Quello che Montanelli narra nel lontano 1969 non riguarda solo la storia della colonizzazione e dell’invasione dell’Etiopia, e tantomeno la vicenda può essere archiviata come un accidente che appartiene a “consuetudini odiose ma considerate normali all’epoca” come scrive oggi Gad Lerner sul Fatto quotidiano nel botta e riposta con Marco Travaglio.
L’avvocato Andrea Coffari, presidente dell’associazione Movimento per l’Infanzia ha ricordato in un post su facebook che anche in Italia l’articolo 242, in vigore nel Regno delle due Sicilie, permetteva i matrimoni con bambine; la legittimazione dello stupro è una storia recente tutta italiana, perché fino al 1967 si poteva cancellare il reato, (considerato però solo come atto immorale), con un bel matrimonio.
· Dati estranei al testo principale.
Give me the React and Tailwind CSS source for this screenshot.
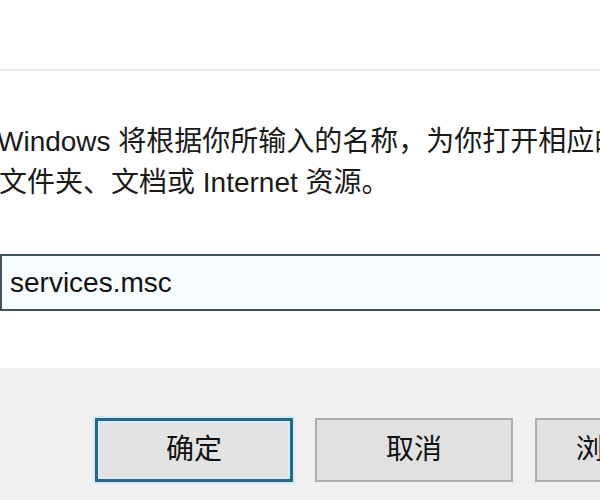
import React from 'react'

const font = { fontFamily: '"Liberation Sans", "Noto Sans CJK SC", sans-serif' }

function DialogButton({ label, primary }) {
  return (
    <div
      className={
        primary
          ? 'w-[198px] h-[64px] shrink-0 border-[3px] border-[#2c6585] bg-[#e3e3e3] shadow-[0_0_0_2px_#d4ecfa,inset_0_0_0_2px_#d6eefb] flex items-center justify-center'
          : 'w-[198px] h-[64px] shrink-0 border-2 border-[#adadad] bg-[#e1e1e1] flex items-center justify-center'
      }
    >
      <span className="text-[28px] leading-none text-[#111]">{label}</span>
    </div>
  )
}

export default function App() {
  return (
    <div className="w-[600px] h-[500px] overflow-hidden bg-white flex flex-col" style={font}>
      {/* 上部のタイトル区切り */}
      <div className="h-[69px] shrink-0 bg-white" />
      <div className="h-[2px] shrink-0 bg-[#e8e8e8]" />

      {/* 説明文と入力欄 */}
      <div className="h-[297px] shrink-0 bg-white flex flex-col">
        <div className="mt-[50px] text-[28px] leading-[41px] text-[#1a1a1a] whitespace-nowrap">
          <div className="ml-[-3px]">Windows 将根据你所输入的名称，为你打开相应的程序、</div>
          <div className="ml-[-1px]">文件夹、文档或 Internet 资源。</div>
        </div>
        <div className="mt-[51px] w-[640px] h-[57px] border-2 border-[#44545c] bg-[#f8fdff] flex items-center pl-[8px]">
          <span className="text-[28px] leading-none text-[#111]">services.msc</span>
        </div>
      </div>

      {/* 下部のボタン領域 */}
      <div className="flex-1 bg-[#f0f0f0] pt-[50px] pl-[95px] flex gap-[22px]">
        <DialogButton label="确定" primary />
        <DialogButton label="取消" />
        <DialogButton label="浏览(B)..." />
      </div>
    </div>
  )
}
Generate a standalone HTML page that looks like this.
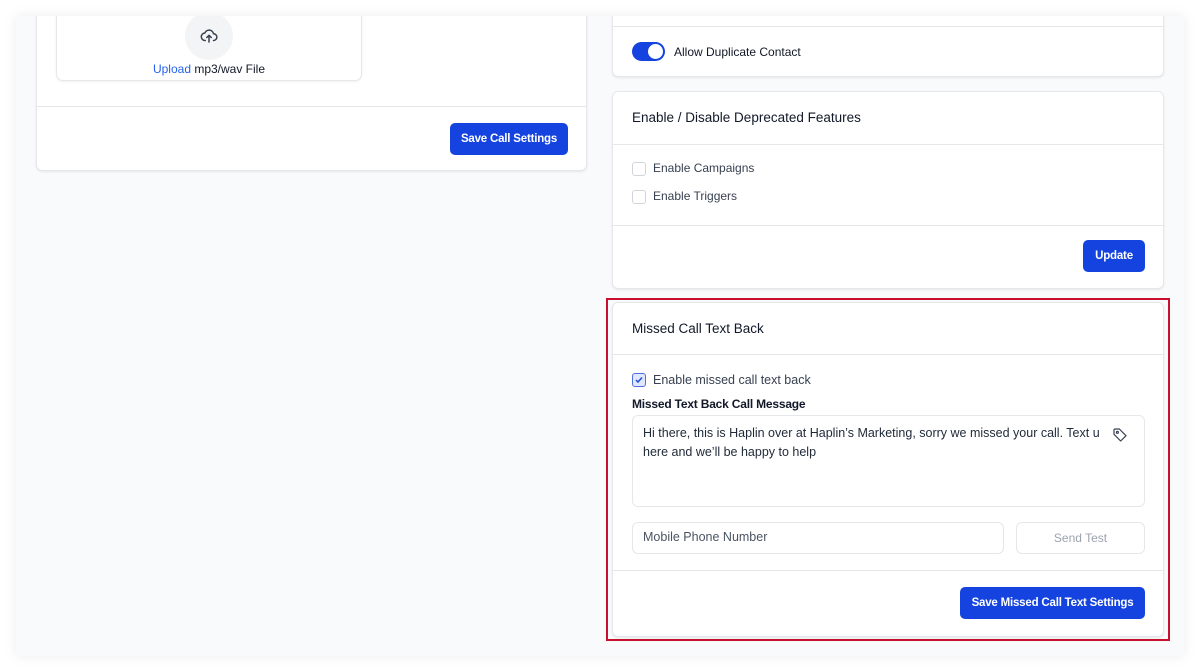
<!DOCTYPE html>
<html><head><meta charset="utf-8"><style>
*{box-sizing:border-box;margin:0;padding:0}
body{width:1200px;height:672px;background:#fff;font-family:"Liberation Sans",Arial,sans-serif;position:relative;overflow:hidden;color:#111827}
.frame{position:absolute;left:16px;top:16px;width:1168px;height:640px;background:#f9fafb;box-shadow:0 0 12px rgba(0,0,0,.08);overflow:hidden}
.card{position:absolute;background:#fff;border:1px solid #e5e7eb;border-radius:6px;box-shadow:0 1px 2px rgba(0,0,0,.08)}
.hr{position:absolute;left:0;right:0;height:1px;background:#e5e7eb}
.btn{position:absolute;background:#1443e0;color:#fff;border-radius:5px;font-size:11.5px;font-weight:bold;display:flex;align-items:center;justify-content:center;letter-spacing:-.2px}
.t{position:absolute;white-space:nowrap}
.cb{position:absolute;width:14px;height:14px;border:1px solid #d1d5db;border-radius:3px;background:#fff}
</style></head><body>
<div class="frame">
 <div class="card" style="left:20px;top:-20px;width:551px;height:175px">
  <div style="position:absolute;left:19px;top:0;width:306px;height:84px;border:1px solid #e5e7eb;border-radius:7px;box-shadow:0 1px 2px rgba(0,0,0,.06)">
   <div style="position:absolute;left:128px;top:14px;width:48px;height:48px;border-radius:50%;background:#f3f4f6"></div>
   <svg style="position:absolute;left:143px;top:29px" width="18" height="18" viewBox="0 0 24 24" fill="none" stroke="#374151" stroke-width="2" stroke-linecap="round" stroke-linejoin="round"><path d="M7 18a5 5 0 0 1-.5-10A6 6 0 0 1 18 9a4 4 0 0 1 0 9"/><path d="M12 20v-9M9 14l3-3 3 3"/></svg>
   <div class="t" style="left:0;right:0;top:64px;text-align:center;font-size:12px"><span style="color:#2563eb">Upload</span> mp3/wav File</div>
  </div>
  <div class="hr" style="top:109px"></div>
  <div class="btn" style="left:413px;top:126px;width:118px;height:32px">Save Call Settings</div>
 </div>

 <div class="card" style="left:596px;top:-20px;width:552px;height:81px">
  <div class="hr" style="top:29px"></div>
  <div style="position:absolute;left:19px;top:45px;width:33px;height:19px;border-radius:10px;background:#1443e0"><div style="position:absolute;right:2px;top:2px;width:15px;height:15px;border-radius:50%;background:#fff"></div></div>
  <div class="t" style="left:61px;top:48px;font-size:12px">Allow Duplicate Contact</div>
 </div>

 <div class="card" style="left:596px;top:75px;width:552px;height:198px">
  <div class="t" style="left:19px;top:18px;font-size:13.5px">Enable / Disable Deprecated Features</div>
  <div class="hr" style="top:52px"></div>
  <div class="cb" style="left:19px;top:70px"></div><div class="t" style="left:40px;top:69px;font-size:12px;color:#374151">Enable Campaigns</div>
  <div class="cb" style="left:19px;top:98px"></div><div class="t" style="left:40px;top:97px;font-size:12px;color:#374151">Enable Triggers</div>
  <div class="hr" style="top:133px"></div>
  <div class="btn" style="left:470px;top:148px;width:62px;height:32px">Update</div>
 </div>

 <div style="position:absolute;left:590px;top:282px;width:564px;height:343px;border:2px solid #c8102e"></div>
 <div class="card" style="left:596px;top:286px;width:552px;height:335px">
  <div class="t" style="left:19px;top:18px;font-size:13.5px">Missed Call Text Back</div>
  <div class="hr" style="top:51px"></div>
  <div class="cb" style="left:19px;top:70px;background:#e0e7ff;border-color:#4f6ee0"></div>
  <svg style="position:absolute;left:21px;top:72px" width="10" height="10" viewBox="0 0 10 10"><path d="M2 5l2 2 4-4.5" fill="none" stroke="#1d4ed8" stroke-width="1.5"/></svg>
  <div class="t" style="left:40px;top:70px;font-size:12.5px;color:#374151">Enable missed call text back</div>
  <div class="t" style="left:19px;top:94px;font-size:12px;font-weight:bold;color:#111827;letter-spacing:-.2px">Missed Text Back Call Message</div>
  <div style="position:absolute;left:19px;top:112px;width:513px;height:92px;border:1px solid #e5e7eb;border-radius:6px;overflow:hidden">
   <div style="position:absolute;left:10px;top:8px;width:460px;font-size:12.5px;line-height:19px;color:#1f2937;white-space:nowrap">Hi there, this is Haplin over at Haplin’s Marketing, sorry we missed your call. Text u<br>here and we’ll be happy to help</div>
   <div style="position:absolute;left:470px;top:0;width:40px;height:40px;background:#fff"></div>
   <svg style="position:absolute;left:479px;top:11px" width="16" height="16" viewBox="0 0 24 24" fill="none" stroke="#374151" stroke-width="1.8" stroke-linejoin="round"><path d="M3 4v7l10 10 8-8L11 3H4z"/><circle cx="8" cy="8" r="1.5"/></svg>
  </div>
  <div style="position:absolute;left:19px;top:219px;width:372px;height:32px;border:1px solid #e5e7eb;border-radius:6px"></div>
  <div class="t" style="left:30px;top:227px;font-size:12.5px;color:#4b5563">Mobile Phone Number</div>
  <div style="position:absolute;left:403px;top:219px;width:129px;height:32px;border:1px solid #e5e7eb;border-radius:6px;font-size:12px;color:#9ca3af;display:flex;align-items:center;justify-content:center">Send Test</div>
  <div class="hr" style="top:267px"></div>
  <div class="btn" style="left:347px;top:284px;width:185px;height:32px">Save Missed Call Text Settings</div>
 </div>
</div>
</body></html>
Questo avveniva nel passato, ma oggi il turismo sessuale nel mondo, del quale ricordiamo gli italiani sono tra i maggiori fruitori europei, vede coinvolte migliaia di bambine comprate da insospettabili padri di famiglia e bravi cittadini e nelle nostre strade milioni di uomini comprano, senza domande, corpi di donne e bambine che provengono dall’Africa, proprio dalle terre che furono colonizzate mentre nelle nostre campagne, forse sotto i nostri occhi, ci sono nuove schiavitù di uomini e donne alle quali spetta anche la schiavitù sessuale, come quella delle braccianti rumene. Nel 2020 nelle teocrazie islamiche i matrimoni combinati tra fanciulle minorenni e uomini adulti sono legali, e la vicina Turchia di Erdogan, che vuole entrare in Europa, ha recentemente legittimato i matrimoni con bambine di 9 anni.
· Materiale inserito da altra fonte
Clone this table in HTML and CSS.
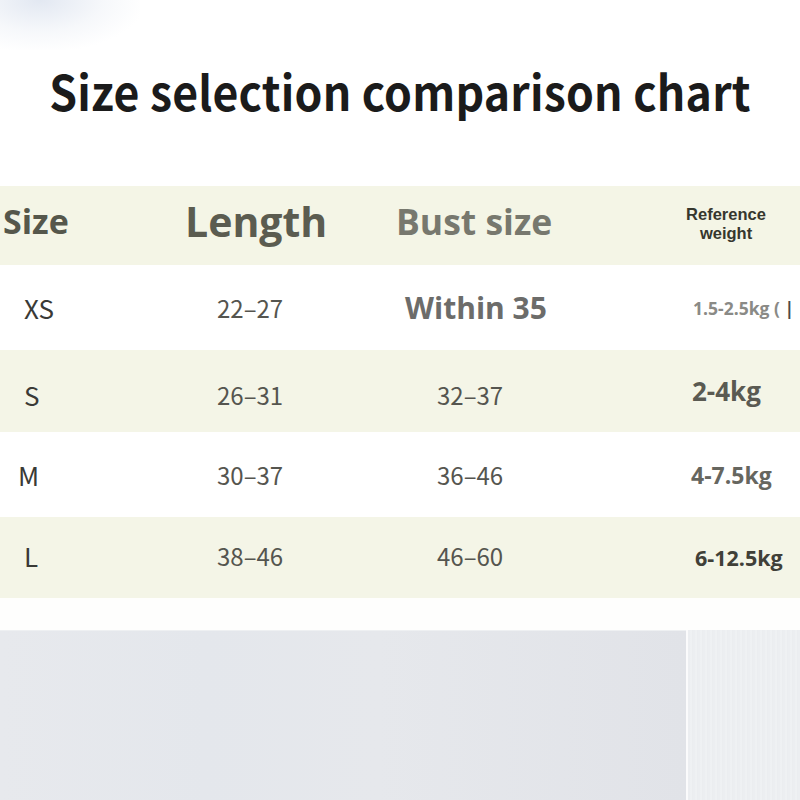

Perché, allora, distruggere statue non ha senso? Perché cancellando le vestigia, vogliamo rabbiosamente cancellare quello che fa male, nell’illusione di avere vinto sul male, mentre il male è ancora tra noi. Distruggere una vestigia non la cancella, ma rimuove, questo sì, dalla nostra vista qualcosa che ci fa stare scomode, ne riduce il fastidio e ci colloca in un fasullo confort dello sguardo, esteriore ed interiore, che agevola la rimozione e quindi ci allontana dall’affrontare il problema.
Pensiamo invece che quello ‘stare scomode e scomodi’ sia la chiave per aiutarci a non cadere nell’errore fatale di dimenticare che il sessismo, il razzismo e la violenza non sono lontani ricordi, ma la realtà purtroppo ancora viva e palpitante sul pianeta
A rinforzo della utilità delle vestigia vorremmo ricordare che esistono nel mondo associazioni femministe, come Il Mediterranea nwomen fund, che organizzano visite in alcune città ai monumenti che raffigurano le donne protagoniste della storia dei diritti. Dovremmo usare lo stesso criterio per accostarci alle statue di sovrani, generali, dittatori per intraprendere l’attraversamento doloroso e scomodo di una storia antica che incide e riscrive la nostra quotidianità, ripete le stesse dinamiche di potere e dominio e violenza per riflettere sulle relazioni feroci, unilaterali e ingiuste che si instaurano tra esseri umani e sulle visioni che le rendono possibili.